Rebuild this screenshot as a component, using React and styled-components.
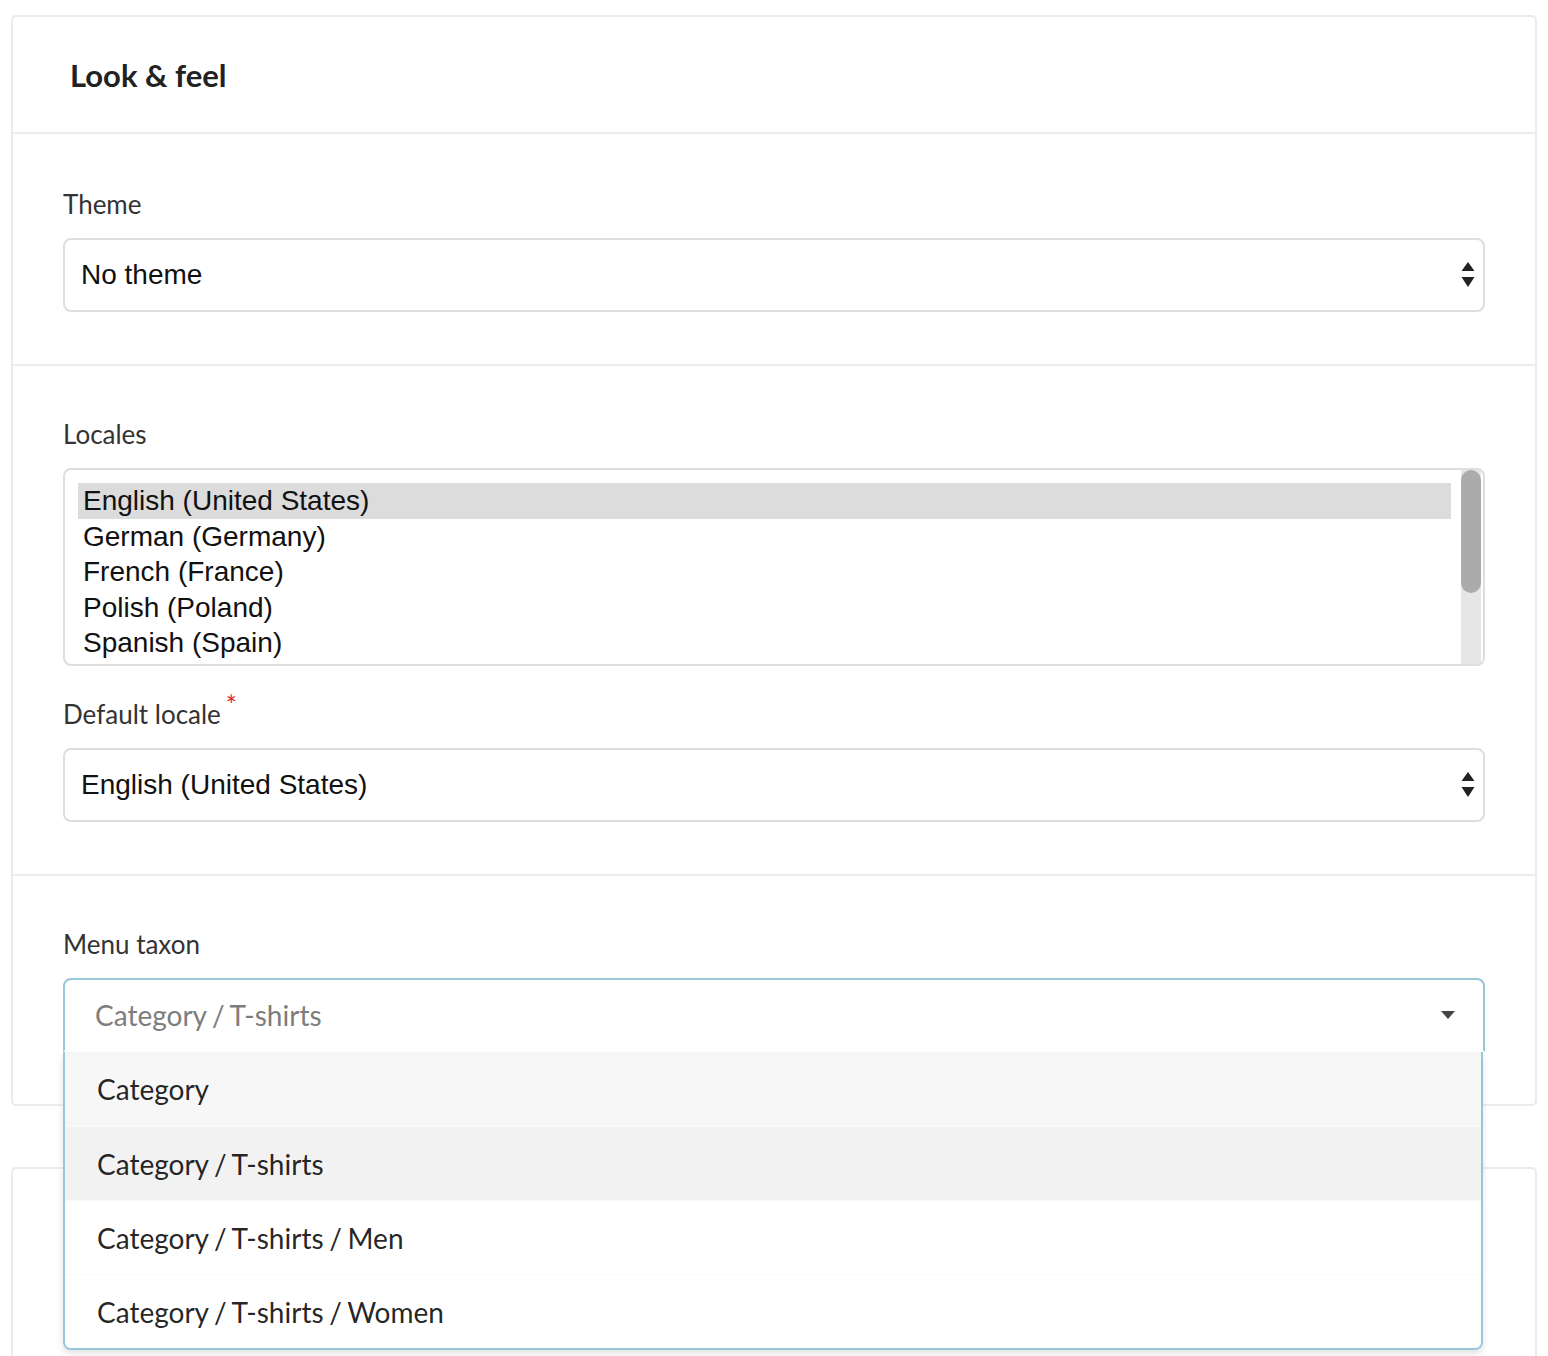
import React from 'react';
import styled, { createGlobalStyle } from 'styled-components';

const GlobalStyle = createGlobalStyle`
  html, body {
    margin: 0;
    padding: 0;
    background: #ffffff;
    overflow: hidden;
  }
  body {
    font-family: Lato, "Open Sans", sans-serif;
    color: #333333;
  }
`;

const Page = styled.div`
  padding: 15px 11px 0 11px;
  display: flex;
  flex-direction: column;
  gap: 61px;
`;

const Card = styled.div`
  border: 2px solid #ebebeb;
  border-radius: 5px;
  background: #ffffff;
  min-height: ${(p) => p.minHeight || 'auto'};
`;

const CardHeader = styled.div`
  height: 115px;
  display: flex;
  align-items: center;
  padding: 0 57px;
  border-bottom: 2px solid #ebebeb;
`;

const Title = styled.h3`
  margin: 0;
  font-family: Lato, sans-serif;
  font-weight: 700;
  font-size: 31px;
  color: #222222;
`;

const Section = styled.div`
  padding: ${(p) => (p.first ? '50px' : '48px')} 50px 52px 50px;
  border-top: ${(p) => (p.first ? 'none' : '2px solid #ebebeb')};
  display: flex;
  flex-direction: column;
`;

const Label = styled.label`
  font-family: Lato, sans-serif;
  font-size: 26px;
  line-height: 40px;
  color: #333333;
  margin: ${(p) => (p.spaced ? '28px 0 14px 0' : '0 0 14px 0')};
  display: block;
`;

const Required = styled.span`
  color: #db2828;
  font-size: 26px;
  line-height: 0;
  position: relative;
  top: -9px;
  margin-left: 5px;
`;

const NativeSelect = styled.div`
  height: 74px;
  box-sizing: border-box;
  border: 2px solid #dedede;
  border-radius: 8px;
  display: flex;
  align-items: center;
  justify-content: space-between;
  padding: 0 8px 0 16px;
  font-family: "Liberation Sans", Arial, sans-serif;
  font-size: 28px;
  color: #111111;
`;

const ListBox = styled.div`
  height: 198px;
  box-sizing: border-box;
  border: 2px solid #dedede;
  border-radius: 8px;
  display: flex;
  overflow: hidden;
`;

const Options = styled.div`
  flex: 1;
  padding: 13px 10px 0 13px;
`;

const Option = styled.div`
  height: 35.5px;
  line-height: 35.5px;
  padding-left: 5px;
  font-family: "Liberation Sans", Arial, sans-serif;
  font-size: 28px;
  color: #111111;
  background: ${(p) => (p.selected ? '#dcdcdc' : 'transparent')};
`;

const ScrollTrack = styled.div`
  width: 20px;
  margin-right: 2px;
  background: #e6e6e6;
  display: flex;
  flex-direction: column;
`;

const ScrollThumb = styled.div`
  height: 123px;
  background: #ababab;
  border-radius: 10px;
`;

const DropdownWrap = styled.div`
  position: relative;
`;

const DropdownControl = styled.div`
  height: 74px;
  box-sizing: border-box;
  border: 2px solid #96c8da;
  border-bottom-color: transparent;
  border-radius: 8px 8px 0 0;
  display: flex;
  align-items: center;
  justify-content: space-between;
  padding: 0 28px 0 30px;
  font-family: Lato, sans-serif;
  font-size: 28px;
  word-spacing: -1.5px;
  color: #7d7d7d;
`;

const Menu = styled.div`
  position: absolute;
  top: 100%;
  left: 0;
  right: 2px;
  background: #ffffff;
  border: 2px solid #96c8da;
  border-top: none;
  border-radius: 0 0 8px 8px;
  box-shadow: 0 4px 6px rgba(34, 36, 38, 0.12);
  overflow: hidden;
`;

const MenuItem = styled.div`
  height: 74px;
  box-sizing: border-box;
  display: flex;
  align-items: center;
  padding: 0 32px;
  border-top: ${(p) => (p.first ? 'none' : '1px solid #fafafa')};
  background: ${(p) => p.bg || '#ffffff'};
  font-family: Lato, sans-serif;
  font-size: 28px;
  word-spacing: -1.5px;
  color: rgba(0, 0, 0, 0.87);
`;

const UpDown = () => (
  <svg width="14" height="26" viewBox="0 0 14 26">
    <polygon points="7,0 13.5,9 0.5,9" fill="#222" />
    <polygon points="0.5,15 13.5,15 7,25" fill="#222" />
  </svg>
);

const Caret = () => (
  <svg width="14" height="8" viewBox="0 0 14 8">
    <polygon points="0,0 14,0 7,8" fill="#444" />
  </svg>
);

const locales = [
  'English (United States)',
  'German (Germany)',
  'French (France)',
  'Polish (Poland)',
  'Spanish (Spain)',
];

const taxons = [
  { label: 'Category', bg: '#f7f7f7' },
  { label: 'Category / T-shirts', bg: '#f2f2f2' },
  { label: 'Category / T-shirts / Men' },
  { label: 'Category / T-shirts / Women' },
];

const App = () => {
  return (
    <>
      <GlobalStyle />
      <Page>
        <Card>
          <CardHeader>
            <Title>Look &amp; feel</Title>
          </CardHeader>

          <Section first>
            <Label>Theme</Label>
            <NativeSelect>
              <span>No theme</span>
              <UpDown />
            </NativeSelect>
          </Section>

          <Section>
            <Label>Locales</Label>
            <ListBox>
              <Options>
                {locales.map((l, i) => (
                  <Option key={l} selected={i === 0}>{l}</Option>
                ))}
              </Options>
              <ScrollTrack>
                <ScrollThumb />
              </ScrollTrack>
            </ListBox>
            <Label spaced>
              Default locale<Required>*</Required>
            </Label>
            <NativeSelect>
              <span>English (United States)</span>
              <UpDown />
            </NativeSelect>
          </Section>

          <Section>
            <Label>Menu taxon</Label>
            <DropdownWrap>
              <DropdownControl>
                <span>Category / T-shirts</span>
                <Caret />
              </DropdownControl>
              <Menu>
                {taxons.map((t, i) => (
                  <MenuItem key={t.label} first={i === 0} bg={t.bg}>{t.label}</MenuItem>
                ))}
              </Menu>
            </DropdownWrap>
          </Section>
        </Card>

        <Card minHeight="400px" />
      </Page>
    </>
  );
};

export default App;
━━━━━━━━
__Short task__.
Reproduce the material above verbatim; omit every picture.

__Task output__.
Rebuild this screenshot as a component, using React and styled-components.
import React from 'react';
import styled, { createGlobalStyle } from 'styled-components';

const GlobalStyle = createGlobalStyle`
  html, body {
    margin: 0;
    padding: 0;
    background: #ffffff;
    overflow: hidden;
  }
  body {
    font-family: Lato, "Open Sans", sans-serif;
    color: #333333;
  }
`;

const Page = styled.div`
  padding: 15px 11px 0 11px;
  display: flex;
  flex-direction: column;
  gap: 61px;
`;

const Card = styled.div`
  border: 2px solid #ebebeb;
  border-radius: 5px;
  background: #ffffff;
  min-height: ${(p) => p.minHeight || 'auto'};
`;

const CardHeader = styled.div`
  height: 115px;
  display: flex;
  align-items: center;
  padding: 0 57px;
  border-bottom: 2px solid #ebebeb;
`;

const Title = styled.h3`
  margin: 0;
  font-family: Lato, sans-serif;
  font-weight: 700;
  font-size: 31px;
  color: #222222;
`;

const Section = styled.div`
  padding: ${(p) => (p.first ? '50px' : '48px')} 50px 52px 50px;
  border-top: ${(p) => (p.first ? 'none' : '2px solid #ebebeb')};
  display: flex;
  flex-direction: column;
`;

const Label = styled.label`
  font-family: Lato, sans-serif;
  font-size: 26px;
  line-height: 40px;
  color: #333333;
  margin: ${(p) => (p.spaced ? '28px 0 14px 0' : '0 0 14px 0')};
  display: block;
`;

const Required = styled.span`
  color: #db2828;
  font-size: 26px;
  line-height: 0;
  position: relative;
  top: -9px;
  margin-left: 5px;
`;

const NativeSelect = styled.div`
  height: 74px;
  box-sizing: border-box;
  border: 2px solid #dedede;
  border-radius: 8px;
  display: flex;
  align-items: center;
  justify-content: space-between;
  padding: 0 8px 0 16px;
  font-family: "Liberation Sans", Arial, sans-serif;
  font-size: 28px;
  color: #111111;
`;

const ListBox = styled.div`
  height: 198px;
  box-sizing: border-box;
  border: 2px solid #dedede;
  border-radius: 8px;
  display: flex;
  overflow: hidden;
`;

const Options = styled.div`
  flex: 1;
  padding: 13px 10px 0 13px;
`;

const Option = styled.div`
  height: 35.5px;
  line-height: 35.5px;
  padding-left: 5px;
  font-family: "Liberation Sans", Arial, sans-serif;
  font-size: 28px;
  color: #111111;
  background: ${(p) => (p.selected ? '#dcdcdc' : 'transparent')};
`;

const ScrollTrack = styled.div`
  width: 20px;
  margin-right: 2px;
  background: #e6e6e6;
  display: flex;
  flex-direction: column;
`;

const ScrollThumb = styled.div`
  height: 123px;
  background: #ababab;
  border-radius: 10px;
`;

const DropdownWrap = styled.div`
  position: relative;
`;

const DropdownControl = styled.div`
  height: 74px;
  box-sizing: border-box;
  border: 2px solid #96c8da;
  border-bottom-color: transparent;
  border-radius: 8px 8px 0 0;
  display: flex;
  align-items: center;
  justify-content: space-between;
  padding: 0 28px 0 30px;
  font-family: Lato, sans-serif;
  font-size: 28px;
  word-spacing: -1.5px;
  color: #7d7d7d;
`;

const Menu = styled.div`
  position: absolute;
  top: 100%;
  left: 0;
  right: 2px;
  background: #ffffff;
  border: 2px solid #96c8da;
  border-top: none;
  border-radius: 0 0 8px 8px;
  box-shadow: 0 4px 6px rgba(34, 36, 38, 0.12);
  overflow: hidden;
`;

const MenuItem = styled.div`
  height: 74px;
  box-sizing: border-box;
  display: flex;
  align-items: center;
  padding: 0 32px;
  border-top: ${(p) => (p.first ? 'none' : '1px solid #fafafa')};
  background: ${(p) => p.bg || '#ffffff'};
  font-family: Lato, sans-serif;
  font-size: 28px;
  word-spacing: -1.5px;
  color: rgba(0, 0, 0, 0.87);
`;

const UpDown = () => (
  <svg width="14" height="26" viewBox="0 0 14 26">
    <polygon points="7,0 13.5,9 0.5,9" fill="#222" />
    <polygon points="0.5,15 13.5,15 7,25" fill="#222" />
  </svg>
);

const Caret = () => (
  <svg width="14" height="8" viewBox="0 0 14 8">
    <polygon points="0,0 14,0 7,8" fill="#444" />
  </svg>
);

const locales = [
  'English (United States)',
  'German (Germany)',
  'French (France)',
  'Polish (Poland)',
  'Spanish (Spain)',
];

const taxons = [
  { label: 'Category', bg: '#f7f7f7' },
  { label: 'Category / T-shirts', bg: '#f2f2f2' },
  { label: 'Category / T-shirts / Men' },
  { label: 'Category / T-shirts / Women' },
];

const App = () => {
  return (
    <>
      <GlobalStyle />
      <Page>
        <Card>
          <CardHeader>
            <Title>Look &amp; feel</Title>
          </CardHeader>

          <Section first>
            <Label>Theme</Label>
            <NativeSelect>
              <span>No theme</span>
              <UpDown />
            </NativeSelect>
          </Section>

          <Section>
            <Label>Locales</Label>
            <ListBox>
              <Options>
                {locales.map((l, i) => (
                  <Option key={l} selected={i === 0}>{l}</Option>
                ))}
              </Options>
              <ScrollTrack>
                <ScrollThumb />
              </ScrollTrack>
            </ListBox>
            <Label spaced>
              Default locale<Required>*</Required>
            </Label>
            <NativeSelect>
              <span>English (United States)</span>
              <UpDown />
            </NativeSelect>
          </Section>

          <Section>
            <Label>Menu taxon</Label>
            <DropdownWrap>
              <DropdownControl>
                <span>Category / T-shirts</span>
                <Caret />
              </DropdownControl>
              <Menu>
                {taxons.map((t, i) => (
                  <MenuItem key={t.label} first={i === 0} bg={t.bg}>{t.label}</MenuItem>
                ))}
              </Menu>
            </DropdownWrap>
          </Section>
        </Card>

        <Card minHeight="400px" />
      </Page>
    </>
  );
};

export default App;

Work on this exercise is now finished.